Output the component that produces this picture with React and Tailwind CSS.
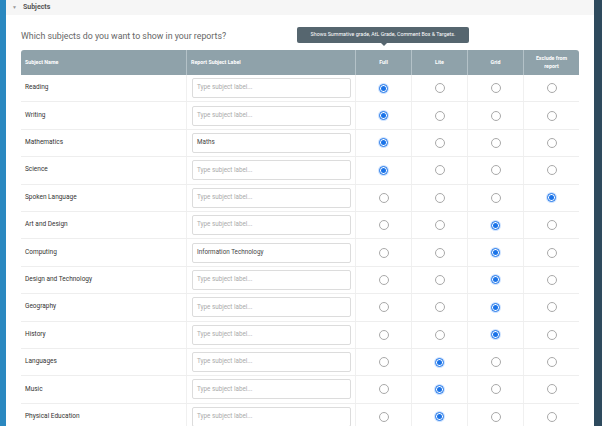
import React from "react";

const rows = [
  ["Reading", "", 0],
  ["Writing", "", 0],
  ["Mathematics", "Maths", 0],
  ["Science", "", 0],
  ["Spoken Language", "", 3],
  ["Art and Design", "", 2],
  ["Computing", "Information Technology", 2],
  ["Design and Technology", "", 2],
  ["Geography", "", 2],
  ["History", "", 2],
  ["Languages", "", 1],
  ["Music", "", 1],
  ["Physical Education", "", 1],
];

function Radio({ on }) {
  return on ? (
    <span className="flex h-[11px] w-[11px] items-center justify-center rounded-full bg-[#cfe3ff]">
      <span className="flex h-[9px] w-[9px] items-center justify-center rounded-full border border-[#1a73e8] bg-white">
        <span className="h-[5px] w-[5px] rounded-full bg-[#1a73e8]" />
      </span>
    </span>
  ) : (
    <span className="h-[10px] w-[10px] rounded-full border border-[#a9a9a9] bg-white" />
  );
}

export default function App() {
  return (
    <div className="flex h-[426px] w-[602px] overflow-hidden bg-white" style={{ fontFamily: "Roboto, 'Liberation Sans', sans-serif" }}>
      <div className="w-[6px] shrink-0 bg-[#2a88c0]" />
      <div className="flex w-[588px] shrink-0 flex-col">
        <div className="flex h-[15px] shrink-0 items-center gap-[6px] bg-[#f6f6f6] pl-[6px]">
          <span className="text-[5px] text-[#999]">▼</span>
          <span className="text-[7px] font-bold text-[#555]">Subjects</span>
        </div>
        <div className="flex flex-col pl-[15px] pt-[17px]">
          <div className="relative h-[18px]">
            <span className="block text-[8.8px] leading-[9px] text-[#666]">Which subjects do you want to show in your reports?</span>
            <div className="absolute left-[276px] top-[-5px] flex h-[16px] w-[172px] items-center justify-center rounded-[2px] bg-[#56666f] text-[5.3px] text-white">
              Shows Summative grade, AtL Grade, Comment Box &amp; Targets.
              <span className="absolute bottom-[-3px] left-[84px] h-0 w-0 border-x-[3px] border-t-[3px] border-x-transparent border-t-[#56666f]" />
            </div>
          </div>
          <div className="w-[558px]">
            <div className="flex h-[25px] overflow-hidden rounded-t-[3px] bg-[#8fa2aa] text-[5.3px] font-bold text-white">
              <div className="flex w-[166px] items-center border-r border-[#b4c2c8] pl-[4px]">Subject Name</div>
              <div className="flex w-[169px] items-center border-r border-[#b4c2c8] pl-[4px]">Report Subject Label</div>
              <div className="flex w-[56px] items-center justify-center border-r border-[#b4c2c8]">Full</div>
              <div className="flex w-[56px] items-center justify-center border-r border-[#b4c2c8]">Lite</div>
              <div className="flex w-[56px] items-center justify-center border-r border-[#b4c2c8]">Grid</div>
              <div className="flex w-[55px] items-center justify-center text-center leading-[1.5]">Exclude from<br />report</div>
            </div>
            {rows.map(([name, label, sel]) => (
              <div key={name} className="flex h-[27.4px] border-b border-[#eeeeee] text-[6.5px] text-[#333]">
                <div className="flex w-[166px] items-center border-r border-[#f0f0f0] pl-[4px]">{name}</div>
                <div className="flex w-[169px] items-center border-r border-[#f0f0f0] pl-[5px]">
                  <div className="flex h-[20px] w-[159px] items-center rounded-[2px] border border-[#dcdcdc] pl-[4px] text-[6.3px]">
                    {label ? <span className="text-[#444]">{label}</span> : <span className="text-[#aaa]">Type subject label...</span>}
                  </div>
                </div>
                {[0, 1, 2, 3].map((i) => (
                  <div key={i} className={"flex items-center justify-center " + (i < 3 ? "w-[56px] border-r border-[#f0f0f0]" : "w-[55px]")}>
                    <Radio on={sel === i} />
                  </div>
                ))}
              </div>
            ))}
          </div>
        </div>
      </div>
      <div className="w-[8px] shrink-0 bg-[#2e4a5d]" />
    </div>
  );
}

> [Task brief] Reproduce the listing word for word and omit its pictures.

> [Response to this exercise]
Output the component that produces this picture with React and Tailwind CSS.
import React from "react";

const rows = [
  ["Reading", "", 0],
  ["Writing", "", 0],
  ["Mathematics", "Maths", 0],
  ["Science", "", 0],
  ["Spoken Language", "", 3],
  ["Art and Design", "", 2],
  ["Computing", "Information Technology", 2],
  ["Design and Technology", "", 2],
  ["Geography", "", 2],
  ["History", "", 2],
  ["Languages", "", 1],
  ["Music", "", 1],
  ["Physical Education", "", 1],
];

function Radio({ on }) {
  return on ? (
    <span className="flex h-[11px] w-[11px] items-center justify-center rounded-full bg-[#cfe3ff]">
      <span className="flex h-[9px] w-[9px] items-center justify-center rounded-full border border-[#1a73e8] bg-white">
        <span className="h-[5px] w-[5px] rounded-full bg-[#1a73e8]" />
      </span>
    </span>
  ) : (
    <span className="h-[10px] w-[10px] rounded-full border border-[#a9a9a9] bg-white" />
  );
}

export default function App() {
  return (
    <div className="flex h-[426px] w-[602px] overflow-hidden bg-white" style={{ fontFamily: "Roboto, 'Liberation Sans', sans-serif" }}>
      <div className="w-[6px] shrink-0 bg-[#2a88c0]" />
      <div className="flex w-[588px] shrink-0 flex-col">
        <div className="flex h-[15px] shrink-0 items-center gap-[6px] bg-[#f6f6f6] pl-[6px]">
          <span className="text-[5px] text-[#999]">▼</span>
          <span className="text-[7px] font-bold text-[#555]">Subjects</span>
        </div>
        <div className="flex flex-col pl-[15px] pt-[17px]">
          <div className="relative h-[18px]">
            <span className="block text-[8.8px] leading-[9px] text-[#666]">Which subjects do you want to show in your reports?</span>
            <div className="absolute left-[276px] top-[-5px] flex h-[16px] w-[172px] items-center justify-center rounded-[2px] bg-[#56666f] text-[5.3px] text-white">
              Shows Summative grade, AtL Grade, Comment Box &amp; Targets.
              <span className="absolute bottom-[-3px] left-[84px] h-0 w-0 border-x-[3px] border-t-[3px] border-x-transparent border-t-[#56666f]" />
            </div>
          </div>
          <div className="w-[558px]">
            <div className="flex h-[25px] overflow-hidden rounded-t-[3px] bg-[#8fa2aa] text-[5.3px] font-bold text-white">
              <div className="flex w-[166px] items-center border-r border-[#b4c2c8] pl-[4px]">Subject Name</div>
              <div className="flex w-[169px] items-center border-r border-[#b4c2c8] pl-[4px]">Report Subject Label</div>
              <div className="flex w-[56px] items-center justify-center border-r border-[#b4c2c8]">Full</div>
              <div className="flex w-[56px] items-center justify-center border-r border-[#b4c2c8]">Lite</div>
              <div className="flex w-[56px] items-center justify-center border-r border-[#b4c2c8]">Grid</div>
              <div className="flex w-[55px] items-center justify-center text-center leading-[1.5]">Exclude from<br />report</div>
            </div>
            {rows.map(([name, label, sel]) => (
              <div key={name} className="flex h-[27.4px] border-b border-[#eeeeee] text-[6.5px] text-[#333]">
                <div className="flex w-[166px] items-center border-r border-[#f0f0f0] pl-[4px]">{name}</div>
                <div className="flex w-[169px] items-center border-r border-[#f0f0f0] pl-[5px]">
                  <div className="flex h-[20px] w-[159px] items-center rounded-[2px] border border-[#dcdcdc] pl-[4px] text-[6.3px]">
                    {label ? <span className="text-[#444]">{label}</span> : <span className="text-[#aaa]">Type subject label...</span>}
                  </div>
                </div>
                {[0, 1, 2, 3].map((i) => (
                  <div key={i} className={"flex items-center justify-center " + (i < 3 ? "w-[56px] border-r border-[#f0f0f0]" : "w-[55px]")}>
                    <Radio on={sel === i} />
                  </div>
                ))}
              </div>
            ))}
          </div>
        </div>
      </div>
      <div className="w-[8px] shrink-0 bg-[#2e4a5d]" />
    </div>
  );
}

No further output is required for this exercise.